"""

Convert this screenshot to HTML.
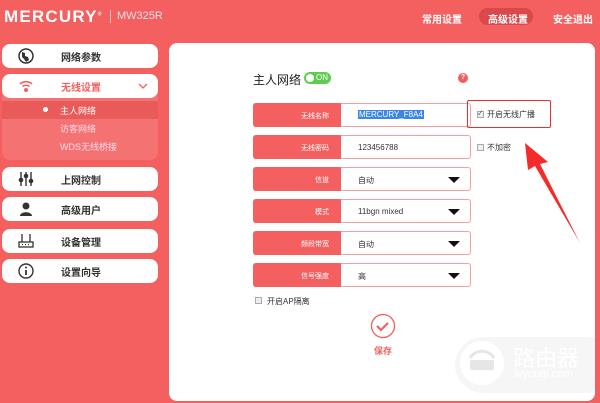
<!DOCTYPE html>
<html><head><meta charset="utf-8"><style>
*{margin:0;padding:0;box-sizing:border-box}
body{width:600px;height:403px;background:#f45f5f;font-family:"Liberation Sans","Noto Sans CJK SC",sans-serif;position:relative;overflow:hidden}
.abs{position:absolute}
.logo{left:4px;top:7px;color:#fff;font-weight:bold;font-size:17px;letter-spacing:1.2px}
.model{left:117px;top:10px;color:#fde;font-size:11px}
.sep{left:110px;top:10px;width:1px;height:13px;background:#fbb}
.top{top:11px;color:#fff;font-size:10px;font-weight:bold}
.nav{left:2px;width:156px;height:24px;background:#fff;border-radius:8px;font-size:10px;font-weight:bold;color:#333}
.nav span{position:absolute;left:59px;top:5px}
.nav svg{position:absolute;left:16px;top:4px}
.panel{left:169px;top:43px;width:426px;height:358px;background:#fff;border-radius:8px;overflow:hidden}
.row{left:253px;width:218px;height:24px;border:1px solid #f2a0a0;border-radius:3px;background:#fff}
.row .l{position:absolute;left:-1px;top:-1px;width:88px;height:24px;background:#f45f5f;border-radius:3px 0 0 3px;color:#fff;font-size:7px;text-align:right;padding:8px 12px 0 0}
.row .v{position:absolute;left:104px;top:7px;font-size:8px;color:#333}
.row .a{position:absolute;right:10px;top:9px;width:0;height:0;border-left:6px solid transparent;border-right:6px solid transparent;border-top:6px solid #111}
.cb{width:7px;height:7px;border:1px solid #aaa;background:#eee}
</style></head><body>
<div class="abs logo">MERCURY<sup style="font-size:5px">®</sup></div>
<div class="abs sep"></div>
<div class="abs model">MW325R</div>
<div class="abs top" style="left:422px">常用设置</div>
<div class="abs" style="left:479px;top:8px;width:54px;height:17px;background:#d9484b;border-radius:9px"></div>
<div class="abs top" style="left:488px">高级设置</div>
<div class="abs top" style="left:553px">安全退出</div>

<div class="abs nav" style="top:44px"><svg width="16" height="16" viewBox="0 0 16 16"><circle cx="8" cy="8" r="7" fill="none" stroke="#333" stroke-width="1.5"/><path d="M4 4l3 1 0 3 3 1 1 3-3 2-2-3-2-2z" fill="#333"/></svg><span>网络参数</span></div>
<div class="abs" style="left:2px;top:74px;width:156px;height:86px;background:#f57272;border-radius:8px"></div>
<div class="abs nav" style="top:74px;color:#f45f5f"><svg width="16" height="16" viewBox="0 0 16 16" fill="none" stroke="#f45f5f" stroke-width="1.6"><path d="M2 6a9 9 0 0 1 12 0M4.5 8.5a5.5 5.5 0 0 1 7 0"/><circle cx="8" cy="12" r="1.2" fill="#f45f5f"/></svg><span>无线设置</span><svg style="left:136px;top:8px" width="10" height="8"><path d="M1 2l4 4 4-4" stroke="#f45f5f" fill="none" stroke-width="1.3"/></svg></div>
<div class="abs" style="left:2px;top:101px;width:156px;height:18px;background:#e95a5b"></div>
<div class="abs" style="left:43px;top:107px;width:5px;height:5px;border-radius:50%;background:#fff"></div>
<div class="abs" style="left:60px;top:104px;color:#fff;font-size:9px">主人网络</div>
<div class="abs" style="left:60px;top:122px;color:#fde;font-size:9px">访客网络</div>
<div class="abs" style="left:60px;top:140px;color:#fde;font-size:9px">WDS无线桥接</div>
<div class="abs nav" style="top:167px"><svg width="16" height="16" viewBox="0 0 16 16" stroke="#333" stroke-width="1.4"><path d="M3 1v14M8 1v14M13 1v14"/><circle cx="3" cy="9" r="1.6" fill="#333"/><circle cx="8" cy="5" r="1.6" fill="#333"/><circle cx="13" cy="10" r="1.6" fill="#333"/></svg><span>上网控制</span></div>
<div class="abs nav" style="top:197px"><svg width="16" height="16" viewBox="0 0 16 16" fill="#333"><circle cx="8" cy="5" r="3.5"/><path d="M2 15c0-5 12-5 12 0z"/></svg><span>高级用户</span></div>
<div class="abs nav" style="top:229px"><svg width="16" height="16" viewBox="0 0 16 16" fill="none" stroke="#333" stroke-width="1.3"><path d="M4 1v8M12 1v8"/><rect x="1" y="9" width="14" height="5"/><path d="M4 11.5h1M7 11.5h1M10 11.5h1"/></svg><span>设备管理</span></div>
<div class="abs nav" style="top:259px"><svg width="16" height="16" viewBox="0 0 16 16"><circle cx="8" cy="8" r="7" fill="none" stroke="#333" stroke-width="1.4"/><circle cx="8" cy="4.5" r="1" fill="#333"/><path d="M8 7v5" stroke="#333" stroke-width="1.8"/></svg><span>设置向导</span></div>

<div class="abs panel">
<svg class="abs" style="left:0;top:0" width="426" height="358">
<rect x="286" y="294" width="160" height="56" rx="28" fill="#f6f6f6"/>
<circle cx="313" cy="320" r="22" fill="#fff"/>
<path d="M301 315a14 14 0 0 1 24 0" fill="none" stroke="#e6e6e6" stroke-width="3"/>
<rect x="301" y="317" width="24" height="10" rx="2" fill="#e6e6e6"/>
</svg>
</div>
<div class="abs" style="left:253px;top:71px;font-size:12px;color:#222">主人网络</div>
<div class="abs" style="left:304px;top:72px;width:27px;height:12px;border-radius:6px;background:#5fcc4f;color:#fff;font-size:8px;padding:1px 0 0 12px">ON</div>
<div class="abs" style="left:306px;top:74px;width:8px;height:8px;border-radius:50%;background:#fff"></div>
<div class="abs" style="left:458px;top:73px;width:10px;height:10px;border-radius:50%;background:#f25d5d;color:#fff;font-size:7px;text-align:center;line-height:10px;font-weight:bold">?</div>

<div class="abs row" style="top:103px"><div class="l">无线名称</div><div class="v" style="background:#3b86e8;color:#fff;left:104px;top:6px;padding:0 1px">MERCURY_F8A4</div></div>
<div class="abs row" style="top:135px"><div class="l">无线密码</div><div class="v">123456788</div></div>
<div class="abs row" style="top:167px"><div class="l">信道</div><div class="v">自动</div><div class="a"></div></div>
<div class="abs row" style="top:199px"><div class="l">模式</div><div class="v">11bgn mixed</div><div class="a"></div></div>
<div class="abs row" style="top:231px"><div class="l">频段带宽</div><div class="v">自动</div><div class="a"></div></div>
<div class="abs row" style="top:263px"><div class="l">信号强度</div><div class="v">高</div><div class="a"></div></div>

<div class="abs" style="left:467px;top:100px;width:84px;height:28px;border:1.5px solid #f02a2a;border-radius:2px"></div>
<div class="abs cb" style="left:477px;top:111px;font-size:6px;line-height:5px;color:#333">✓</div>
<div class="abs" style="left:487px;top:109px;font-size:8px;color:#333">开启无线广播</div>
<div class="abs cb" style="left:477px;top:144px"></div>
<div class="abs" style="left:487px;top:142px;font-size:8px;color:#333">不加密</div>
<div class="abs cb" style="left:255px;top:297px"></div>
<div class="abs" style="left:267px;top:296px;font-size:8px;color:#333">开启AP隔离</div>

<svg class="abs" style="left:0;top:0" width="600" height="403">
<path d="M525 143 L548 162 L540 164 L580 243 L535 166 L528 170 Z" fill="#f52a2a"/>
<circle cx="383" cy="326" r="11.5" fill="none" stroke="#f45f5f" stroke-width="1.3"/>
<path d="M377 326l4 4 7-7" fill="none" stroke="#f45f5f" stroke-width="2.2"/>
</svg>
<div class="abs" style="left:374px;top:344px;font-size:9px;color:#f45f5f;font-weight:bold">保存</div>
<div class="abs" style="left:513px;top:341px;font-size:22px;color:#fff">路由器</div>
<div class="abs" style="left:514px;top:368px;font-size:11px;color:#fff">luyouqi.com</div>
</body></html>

"""

What you are asked to do → In your copy of the listing above, reproduce each line exactly and omit all pictures.

Output of the exercise →
Convert this screenshot to HTML.
<!DOCTYPE html>
<html><head><meta charset="utf-8"><style>
*{margin:0;padding:0;box-sizing:border-box}
body{width:600px;height:403px;background:#f45f5f;font-family:"Liberation Sans","Noto Sans CJK SC",sans-serif;position:relative;overflow:hidden}
.abs{position:absolute}
.logo{left:4px;top:7px;color:#fff;font-weight:bold;font-size:17px;letter-spacing:1.2px}
.model{left:117px;top:10px;color:#fde;font-size:11px}
.sep{left:110px;top:10px;width:1px;height:13px;background:#fbb}
.top{top:11px;color:#fff;font-size:10px;font-weight:bold}
.nav{left:2px;width:156px;height:24px;background:#fff;border-radius:8px;font-size:10px;font-weight:bold;color:#333}
.nav span{position:absolute;left:59px;top:5px}
.nav svg{position:absolute;left:16px;top:4px}
.panel{left:169px;top:43px;width:426px;height:358px;background:#fff;border-radius:8px;overflow:hidden}
.row{left:253px;width:218px;height:24px;border:1px solid #f2a0a0;border-radius:3px;background:#fff}
.row .l{position:absolute;left:-1px;top:-1px;width:88px;height:24px;background:#f45f5f;border-radius:3px 0 0 3px;color:#fff;font-size:7px;text-align:right;padding:8px 12px 0 0}
.row .v{position:absolute;left:104px;top:7px;font-size:8px;color:#333}
.row .a{position:absolute;right:10px;top:9px;width:0;height:0;border-left:6px solid transparent;border-right:6px solid transparent;border-top:6px solid #111}
.cb{width:7px;height:7px;border:1px solid #aaa;background:#eee}
</style></head><body>
<div class="abs logo">MERCURY<sup style="font-size:5px">®</sup></div>
<div class="abs sep"></div>
<div class="abs model">MW325R</div>
<div class="abs top" style="left:422px">常用设置</div>
<div class="abs" style="left:479px;top:8px;width:54px;height:17px;background:#d9484b;border-radius:9px"></div>
<div class="abs top" style="left:488px">高级设置</div>
<div class="abs top" style="left:553px">安全退出</div>

<div class="abs nav" style="top:44px"><svg width="16" height="16" viewBox="0 0 16 16"><circle cx="8" cy="8" r="7" fill="none" stroke="#333" stroke-width="1.5"/><path d="M4 4l3 1 0 3 3 1 1 3-3 2-2-3-2-2z" fill="#333"/></svg><span>网络参数</span></div>
<div class="abs" style="left:2px;top:74px;width:156px;height:86px;background:#f57272;border-radius:8px"></div>
<div class="abs nav" style="top:74px;color:#f45f5f"><svg width="16" height="16" viewBox="0 0 16 16" fill="none" stroke="#f45f5f" stroke-width="1.6"><path d="M2 6a9 9 0 0 1 12 0M4.5 8.5a5.5 5.5 0 0 1 7 0"/><circle cx="8" cy="12" r="1.2" fill="#f45f5f"/></svg><span>无线设置</span><svg style="left:136px;top:8px" width="10" height="8"><path d="M1 2l4 4 4-4" stroke="#f45f5f" fill="none" stroke-width="1.3"/></svg></div>
<div class="abs" style="left:2px;top:101px;width:156px;height:18px;background:#e95a5b"></div>
<div class="abs" style="left:43px;top:107px;width:5px;height:5px;border-radius:50%;background:#fff"></div>
<div class="abs" style="left:60px;top:104px;color:#fff;font-size:9px">主人网络</div>
<div class="abs" style="left:60px;top:122px;color:#fde;font-size:9px">访客网络</div>
<div class="abs" style="left:60px;top:140px;color:#fde;font-size:9px">WDS无线桥接</div>
<div class="abs nav" style="top:167px"><svg width="16" height="16" viewBox="0 0 16 16" stroke="#333" stroke-width="1.4"><path d="M3 1v14M8 1v14M13 1v14"/><circle cx="3" cy="9" r="1.6" fill="#333"/><circle cx="8" cy="5" r="1.6" fill="#333"/><circle cx="13" cy="10" r="1.6" fill="#333"/></svg><span>上网控制</span></div>
<div class="abs nav" style="top:197px"><svg width="16" height="16" viewBox="0 0 16 16" fill="#333"><circle cx="8" cy="5" r="3.5"/><path d="M2 15c0-5 12-5 12 0z"/></svg><span>高级用户</span></div>
<div class="abs nav" style="top:229px"><svg width="16" height="16" viewBox="0 0 16 16" fill="none" stroke="#333" stroke-width="1.3"><path d="M4 1v8M12 1v8"/><rect x="1" y="9" width="14" height="5"/><path d="M4 11.5h1M7 11.5h1M10 11.5h1"/></svg><span>设备管理</span></div>
<div class="abs nav" style="top:259px"><svg width="16" height="16" viewBox="0 0 16 16"><circle cx="8" cy="8" r="7" fill="none" stroke="#333" stroke-width="1.4"/><circle cx="8" cy="4.5" r="1" fill="#333"/><path d="M8 7v5" stroke="#333" stroke-width="1.8"/></svg><span>设置向导</span></div>

<div class="abs panel">
<svg class="abs" style="left:0;top:0" width="426" height="358">
<rect x="286" y="294" width="160" height="56" rx="28" fill="#f6f6f6"/>
<circle cx="313" cy="320" r="22" fill="#fff"/>
<path d="M301 315a14 14 0 0 1 24 0" fill="none" stroke="#e6e6e6" stroke-width="3"/>
<rect x="301" y="317" width="24" height="10" rx="2" fill="#e6e6e6"/>
</svg>
</div>
<div class="abs" style="left:253px;top:71px;font-size:12px;color:#222">主人网络</div>
<div class="abs" style="left:304px;top:72px;width:27px;height:12px;border-radius:6px;background:#5fcc4f;color:#fff;font-size:8px;padding:1px 0 0 12px">ON</div>
<div class="abs" style="left:306px;top:74px;width:8px;height:8px;border-radius:50%;background:#fff"></div>
<div class="abs" style="left:458px;top:73px;width:10px;height:10px;border-radius:50%;background:#f25d5d;color:#fff;font-size:7px;text-align:center;line-height:10px;font-weight:bold">?</div>

<div class="abs row" style="top:103px"><div class="l">无线名称</div><div class="v" style="background:#3b86e8;color:#fff;left:104px;top:6px;padding:0 1px">MERCURY_F8A4</div></div>
<div class="abs row" style="top:135px"><div class="l">无线密码</div><div class="v">123456788</div></div>
<div class="abs row" style="top:167px"><div class="l">信道</div><div class="v">自动</div><div class="a"></div></div>
<div class="abs row" style="top:199px"><div class="l">模式</div><div class="v">11bgn mixed</div><div class="a"></div></div>
<div class="abs row" style="top:231px"><div class="l">频段带宽</div><div class="v">自动</div><div class="a"></div></div>
<div class="abs row" style="top:263px"><div class="l">信号强度</div><div class="v">高</div><div class="a"></div></div>

<div class="abs" style="left:467px;top:100px;width:84px;height:28px;border:1.5px solid #f02a2a;border-radius:2px"></div>
<div class="abs cb" style="left:477px;top:111px;font-size:6px;line-height:5px;color:#333">✓</div>
<div class="abs" style="left:487px;top:109px;font-size:8px;color:#333">开启无线广播</div>
<div class="abs cb" style="left:477px;top:144px"></div>
<div class="abs" style="left:487px;top:142px;font-size:8px;color:#333">不加密</div>
<div class="abs cb" style="left:255px;top:297px"></div>
<div class="abs" style="left:267px;top:296px;font-size:8px;color:#333">开启AP隔离</div>

<svg class="abs" style="left:0;top:0" width="600" height="403">
<path d="M525 143 L548 162 L540 164 L580 243 L535 166 L528 170 Z" fill="#f52a2a"/>
<circle cx="383" cy="326" r="11.5" fill="none" stroke="#f45f5f" stroke-width="1.3"/>
<path d="M377 326l4 4 7-7" fill="none" stroke="#f45f5f" stroke-width="2.2"/>
</svg>
<div class="abs" style="left:374px;top:344px;font-size:9px;color:#f45f5f;font-weight:bold">保存</div>
<div class="abs" style="left:513px;top:341px;font-size:22px;color:#fff">路由器</div>
<div class="abs" style="left:514px;top:368px;font-size:11px;color:#fff">luyouqi.com</div>
</body></html>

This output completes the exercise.